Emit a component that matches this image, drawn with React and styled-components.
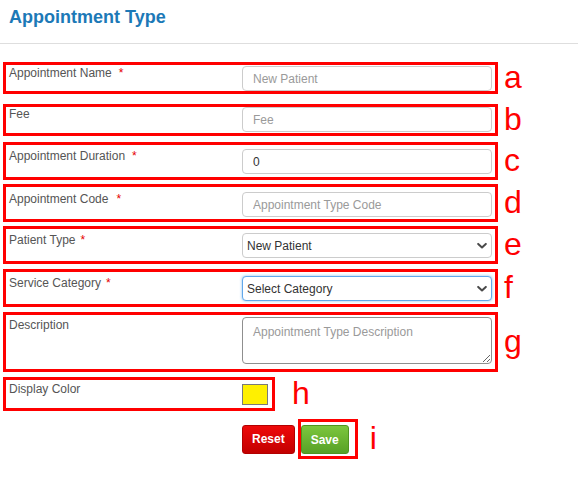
import React from "react";
import styled, { createGlobalStyle } from "styled-components";

const GlobalStyle = createGlobalStyle`
  html, body { margin: 0; padding: 0; background: #fff; }
  body { font-family: "Liberation Sans", Arial, Helvetica, sans-serif; }
  * { box-sizing: border-box; }
`;

const Page = styled.div`
  width: 578px;
  height: 480px;
  overflow: hidden;
  background: #fff;
`;

const Header = styled.div`
  padding: 7px 9px 16px;
  border-bottom: 1px solid #dedede;
`;

const Title = styled.h1`
  margin: 0;
  font-size: 18px;
  line-height: 20px;
  font-weight: 700;
  color: #1c79b7;
`;

const Form = styled.form`
  display: flex;
  flex-direction: column;
  margin: 0;
  padding: 18px 0 0 3px;
`;

/* an annotated line: red frame round the field, letter beside it */
const Row = styled.div`
  display: flex;
  align-items: center;
  margin-top: ${(p) => p.$mt ?? 0}px;
`;

const Frame = styled.div`
  display: flex;
  align-items: flex-start;
  flex: none;
  width: ${(p) => p.$w ?? 495}px;
  padding: ${(p) => p.$pt}px ${(p) => p.$pr ?? 3}px ${(p) => p.$pb}px ${(p) => p.$pl ?? 3}px;
  border: 3px solid #f00;
`;

const Tag = styled.span`
  flex: none;
  margin: -6px 0 -4px ${(p) => p.$dx ?? 6}px;
  font-size: 32px;
  line-height: 1;
  color: #f00;
`;

const Label = styled.label`
  flex: none;
  width: 233px;
  font-size: 12px;
  line-height: 14px;
  color: #555;
`;

const Req = styled.span`
  color: #e60000;
  margin-left: ${(p) => p.$gap}px;
`;

const TextInput = styled.input`
  flex: none;
  width: 250px;
  height: 25px;
  padding: 0 10px;
  border: 1px solid #ccc;
  border-radius: 4px;
  font-family: inherit;
  font-size: 12px;
  color: #333;
  background: #fff;
  outline: none;
  &::placeholder { color: #9a9a9a; }
`;

const SelectWrap = styled.div`
  position: relative;
  flex: none;
  width: 250px;
  height: 25px;
`;

const Select = styled.select`
  appearance: none;
  -webkit-appearance: none;
  width: 100%;
  height: 100%;
  padding: 0 20px 0 4px;
  border: 1px solid ${(p) => (p.$focus ? "#62a8ea" : "#ccc")};
  border-radius: 4px;
  box-shadow: ${(p) => (p.$focus ? "0 0 3px rgba(102,175,233,0.8)" : "none")};
  font-family: inherit;
  font-size: 12px;
  color: #333;
  background: #fff;
  outline: none;
`;

const Chevron = styled.svg`
  position: absolute;
  right: 5px;
  top: 50%;
  transform: translateY(-50%);
  pointer-events: none;
`;

const TextArea = styled.textarea`
  flex: none;
  width: 250px;
  height: 47px;
  margin-top: -1px;
  padding: 7px 10px;
  border: 1px solid #8f8f8f;
  border-radius: 4px;
  font-family: inherit;
  font-size: 12px;
  line-height: 14px;
  color: #333;
  outline: none;
  &::placeholder { color: #9a9a9a; }
`;

const Swatch = styled.span`
  display: block;
  flex: none;
  margin-top: 2px;
  width: 26px;
  height: 21px;
  border: 1px solid #7a7a7a;
  background: ${(p) => p.$color};
`;

const ButtonRow = styled.div`
  display: flex;
  align-items: center;
  margin-top: 8px;
  padding-left: 239px;
`;

const Button = styled.button`
  flex: none;
  height: 29px;
  padding: 0 9px;
  border-radius: 3px;
  border: 1px solid ${(p) => (p.$variant === "danger" ? "#b30000" : "#4f9420")};
  background: ${(p) =>
    p.$variant === "danger"
      ? "linear-gradient(#ee0a0a, #c20000)"
      : "linear-gradient(#7cc63e, #58a126)"};
  color: #fff;
  font-family: inherit;
  font-size: 12px;
  font-weight: 700;
  cursor: pointer;
`;

const ButtonFrame = styled.div`
  display: flex;
  margin-left: 3px;
  padding: 3px 6px 2px 0;
  border: 3px solid #f00;
`;

const ChevronIcon = () => (
  <Chevron width="10" height="7" viewBox="0 0 10 7">
    <path d="M1.2 1.4 L5 5 L8.8 1.4" fill="none" stroke="#4a4a4a" strokeWidth="2" strokeLinecap="round" strokeLinejoin="round" />
  </Chevron>
);

export default function App() {
  return (
    <>
      <GlobalStyle />
      <Page>
        <Header>
          <Title>Appointment Type</Title>
        </Header>
        <Form onSubmit={(e) => e.preventDefault()}>
          <Row>
            <Frame $pt={1} $pb={0}>
              <Label>Appointment Name<Req $gap={7}>*</Req></Label>
              <TextInput placeholder="New Patient" />
            </Frame>
            <Tag>a</Tag>
          </Row>
          <Row $mt={10}>
            <Frame $pt={0} $pb={1}>
              <Label>Fee</Label>
              <TextInput placeholder="Fee" />
            </Frame>
            <Tag>b</Tag>
          </Row>
          <Row $mt={6}>
            <Frame $pt={4} $pb={3}>
              <Label>Appointment Duration<Req $gap={7}>*</Req></Label>
              <TextInput defaultValue="0" />
            </Frame>
            <Tag>c</Tag>
          </Row>
          <Row $mt={4}>
            <Frame $pt={5} $pb={2}>
              <Label>Appointment Code<Req $gap={8}>*</Req></Label>
              <TextInput placeholder="Appointment Type Code" />
            </Frame>
            <Tag>d</Tag>
          </Row>
          <Row $mt={4}>
            <Frame $pt={4} $pb={3}>
              <Label>Patient Type<Req $gap={5}>*</Req></Label>
              <SelectWrap>
                <Select defaultValue="new">
                  <option value="new">New Patient</option>
                  <option value="existing">Existing Patient</option>
                </Select>
                <ChevronIcon />
              </SelectWrap>
            </Frame>
            <Tag>e</Tag>
          </Row>
          <Row $mt={5}>
            <Frame $pt={4} $pb={3}>
              <Label>Service Category<Req $gap={5}>*</Req></Label>
              <SelectWrap>
                <Select $focus defaultValue="">
                  <option value="">Select Category</option>
                </Select>
                <ChevronIcon />
              </SelectWrap>
            </Frame>
            <Tag>f</Tag>
          </Row>
          <Row $mt={5}>
            <Frame $pt={3} $pb={5}>
              <Label>Description</Label>
              <TextArea placeholder="Appointment Type Description" />
            </Frame>
            <Tag>g</Tag>
          </Row>
          <Row $mt={5}>
            <Frame $w={272} $pt={2} $pb={3} $pr={4}>
              <Label>Display Color</Label>
              <Swatch $color="#fff000" />
            </Frame>
            <Tag $dx={17}>h</Tag>
          </Row>
          <ButtonRow>
            <Button type="button" $variant="danger">Reset</Button>
            <ButtonFrame>
              <Button type="submit" $variant="success">Save</Button>
            </ButtonFrame>
            <Tag $dx={12}>i</Tag>
          </ButtonRow>
        </Form>
      </Page>
    </>
  );
}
___
◆ **OBJECTIVE**
Copy the listing over exactly, skipping the pictures it holds.

◆ **RESPONSE TO THE EXERCISE**
Emit a component that matches this image, drawn with React and styled-components.
import React from "react";
import styled, { createGlobalStyle } from "styled-components";

const GlobalStyle = createGlobalStyle`
  html, body { margin: 0; padding: 0; background: #fff; }
  body { font-family: "Liberation Sans", Arial, Helvetica, sans-serif; }
  * { box-sizing: border-box; }
`;

const Page = styled.div`
  width: 578px;
  height: 480px;
  overflow: hidden;
  background: #fff;
`;

const Header = styled.div`
  padding: 7px 9px 16px;
  border-bottom: 1px solid #dedede;
`;

const Title = styled.h1`
  margin: 0;
  font-size: 18px;
  line-height: 20px;
  font-weight: 700;
  color: #1c79b7;
`;

const Form = styled.form`
  display: flex;
  flex-direction: column;
  margin: 0;
  padding: 18px 0 0 3px;
`;

/* an annotated line: red frame round the field, letter beside it */
const Row = styled.div`
  display: flex;
  align-items: center;
  margin-top: ${(p) => p.$mt ?? 0}px;
`;

const Frame = styled.div`
  display: flex;
  align-items: flex-start;
  flex: none;
  width: ${(p) => p.$w ?? 495}px;
  padding: ${(p) => p.$pt}px ${(p) => p.$pr ?? 3}px ${(p) => p.$pb}px ${(p) => p.$pl ?? 3}px;
  border: 3px solid #f00;
`;

const Tag = styled.span`
  flex: none;
  margin: -6px 0 -4px ${(p) => p.$dx ?? 6}px;
  font-size: 32px;
  line-height: 1;
  color: #f00;
`;

const Label = styled.label`
  flex: none;
  width: 233px;
  font-size: 12px;
  line-height: 14px;
  color: #555;
`;

const Req = styled.span`
  color: #e60000;
  margin-left: ${(p) => p.$gap}px;
`;

const TextInput = styled.input`
  flex: none;
  width: 250px;
  height: 25px;
  padding: 0 10px;
  border: 1px solid #ccc;
  border-radius: 4px;
  font-family: inherit;
  font-size: 12px;
  color: #333;
  background: #fff;
  outline: none;
  &::placeholder { color: #9a9a9a; }
`;

const SelectWrap = styled.div`
  position: relative;
  flex: none;
  width: 250px;
  height: 25px;
`;

const Select = styled.select`
  appearance: none;
  -webkit-appearance: none;
  width: 100%;
  height: 100%;
  padding: 0 20px 0 4px;
  border: 1px solid ${(p) => (p.$focus ? "#62a8ea" : "#ccc")};
  border-radius: 4px;
  box-shadow: ${(p) => (p.$focus ? "0 0 3px rgba(102,175,233,0.8)" : "none")};
  font-family: inherit;
  font-size: 12px;
  color: #333;
  background: #fff;
  outline: none;
`;

const Chevron = styled.svg`
  position: absolute;
  right: 5px;
  top: 50%;
  transform: translateY(-50%);
  pointer-events: none;
`;

const TextArea = styled.textarea`
  flex: none;
  width: 250px;
  height: 47px;
  margin-top: -1px;
  padding: 7px 10px;
  border: 1px solid #8f8f8f;
  border-radius: 4px;
  font-family: inherit;
  font-size: 12px;
  line-height: 14px;
  color: #333;
  outline: none;
  &::placeholder { color: #9a9a9a; }
`;

const Swatch = styled.span`
  display: block;
  flex: none;
  margin-top: 2px;
  width: 26px;
  height: 21px;
  border: 1px solid #7a7a7a;
  background: ${(p) => p.$color};
`;

const ButtonRow = styled.div`
  display: flex;
  align-items: center;
  margin-top: 8px;
  padding-left: 239px;
`;

const Button = styled.button`
  flex: none;
  height: 29px;
  padding: 0 9px;
  border-radius: 3px;
  border: 1px solid ${(p) => (p.$variant === "danger" ? "#b30000" : "#4f9420")};
  background: ${(p) =>
    p.$variant === "danger"
      ? "linear-gradient(#ee0a0a, #c20000)"
      : "linear-gradient(#7cc63e, #58a126)"};
  color: #fff;
  font-family: inherit;
  font-size: 12px;
  font-weight: 700;
  cursor: pointer;
`;

const ButtonFrame = styled.div`
  display: flex;
  margin-left: 3px;
  padding: 3px 6px 2px 0;
  border: 3px solid #f00;
`;

const ChevronIcon = () => (
  <Chevron width="10" height="7" viewBox="0 0 10 7">
    <path d="M1.2 1.4 L5 5 L8.8 1.4" fill="none" stroke="#4a4a4a" strokeWidth="2" strokeLinecap="round" strokeLinejoin="round" />
  </Chevron>
);

export default function App() {
  return (
    <>
      <GlobalStyle />
      <Page>
        <Header>
          <Title>Appointment Type</Title>
        </Header>
        <Form onSubmit={(e) => e.preventDefault()}>
          <Row>
            <Frame $pt={1} $pb={0}>
              <Label>Appointment Name<Req $gap={7}>*</Req></Label>
              <TextInput placeholder="New Patient" />
            </Frame>
            <Tag>a</Tag>
          </Row>
          <Row $mt={10}>
            <Frame $pt={0} $pb={1}>
              <Label>Fee</Label>
              <TextInput placeholder="Fee" />
            </Frame>
            <Tag>b</Tag>
          </Row>
          <Row $mt={6}>
            <Frame $pt={4} $pb={3}>
              <Label>Appointment Duration<Req $gap={7}>*</Req></Label>
              <TextInput defaultValue="0" />
            </Frame>
            <Tag>c</Tag>
          </Row>
          <Row $mt={4}>
            <Frame $pt={5} $pb={2}>
              <Label>Appointment Code<Req $gap={8}>*</Req></Label>
              <TextInput placeholder="Appointment Type Code" />
            </Frame>
            <Tag>d</Tag>
          </Row>
          <Row $mt={4}>
            <Frame $pt={4} $pb={3}>
              <Label>Patient Type<Req $gap={5}>*</Req></Label>
              <SelectWrap>
                <Select defaultValue="new">
                  <option value="new">New Patient</option>
                  <option value="existing">Existing Patient</option>
                </Select>
                <ChevronIcon />
              </SelectWrap>
            </Frame>
            <Tag>e</Tag>
          </Row>
          <Row $mt={5}>
            <Frame $pt={4} $pb={3}>
              <Label>Service Category<Req $gap={5}>*</Req></Label>
              <SelectWrap>
                <Select $focus defaultValue="">
                  <option value="">Select Category</option>
                </Select>
                <ChevronIcon />
              </SelectWrap>
            </Frame>
            <Tag>f</Tag>
          </Row>
          <Row $mt={5}>
            <Frame $pt={3} $pb={5}>
              <Label>Description</Label>
              <TextArea placeholder="Appointment Type Description" />
            </Frame>
            <Tag>g</Tag>
          </Row>
          <Row $mt={5}>
            <Frame $w={272} $pt={2} $pb={3} $pr={4}>
              <Label>Display Color</Label>
              <Swatch $color="#fff000" />
            </Frame>
            <Tag $dx={17}>h</Tag>
          </Row>
          <ButtonRow>
            <Button type="button" $variant="danger">Reset</Button>
            <ButtonFrame>
              <Button type="submit" $variant="success">Save</Button>
            </ButtonFrame>
            <Tag $dx={12}>i</Tag>
          </ButtonRow>
        </Form>
      </Page>
    </>
  );
}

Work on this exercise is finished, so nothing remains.